Berlomba-lomba berbuat kebaikan adalah tujuan utama dalam Puasa Ramadhan kali ini, kita harus mampu berlomba-lomba berbuat kebajikan, sebab Kebajikan atau kebaikan, adalah perbuatan yang mendatangkan kebaikan. Sama dengan perbuatan moral, perbuatan yang sesuai dengan norma-norma agama dan etika. Oleh karena itu berbuat baik adalah inti dari takjil, lebih dari hanya berburu makanan.
Era kekinian, kita diajak untuk menjadi pribadi yang lebih baik. Berburu kebaikan, bersegeralah, jangan terlambat untuk berbuat baik, jangan lelah berbuat baik, mau orang lain ngomong apa, terserah.
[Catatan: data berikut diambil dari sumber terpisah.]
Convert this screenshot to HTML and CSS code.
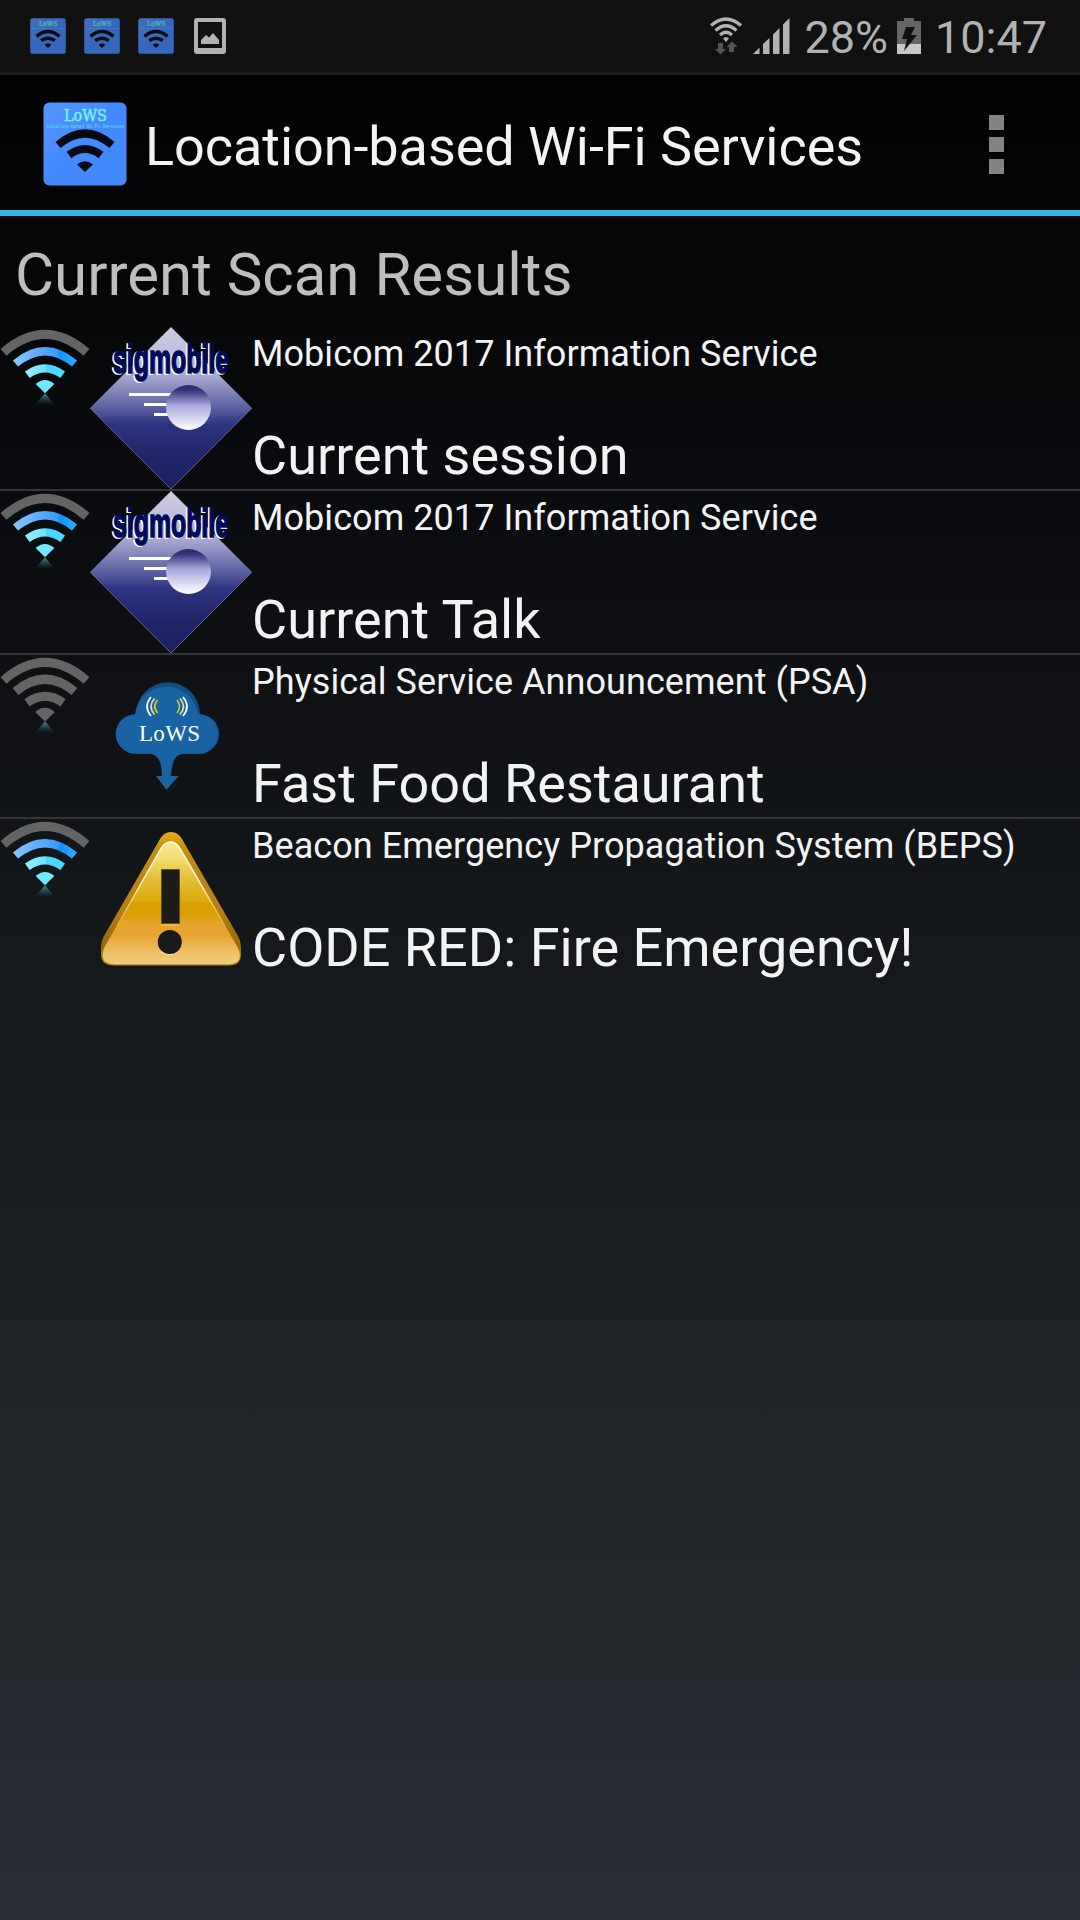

Yang penting bersegeralah berbuat baik, jangan mau di adu domba, di susupi dengan doktrin ataupun ideologi-ideologi bertentangan dengan hati nurani, apalagi logika berpikir kita.
Apalagi yang bertentangan dengan pemikiran ilmiah kita, sebab pemikiran ilmiah adalah pemikiran yang sungguh-sungguh, dimana kita tidak akan membiarkan ide atau konsep yang sedang di pikirkannya berkelana tanpa arah, namun kesemuanya diarahkan pada satu tujuan tertentu, berbuat kebajikan untuk sesama! Semoga!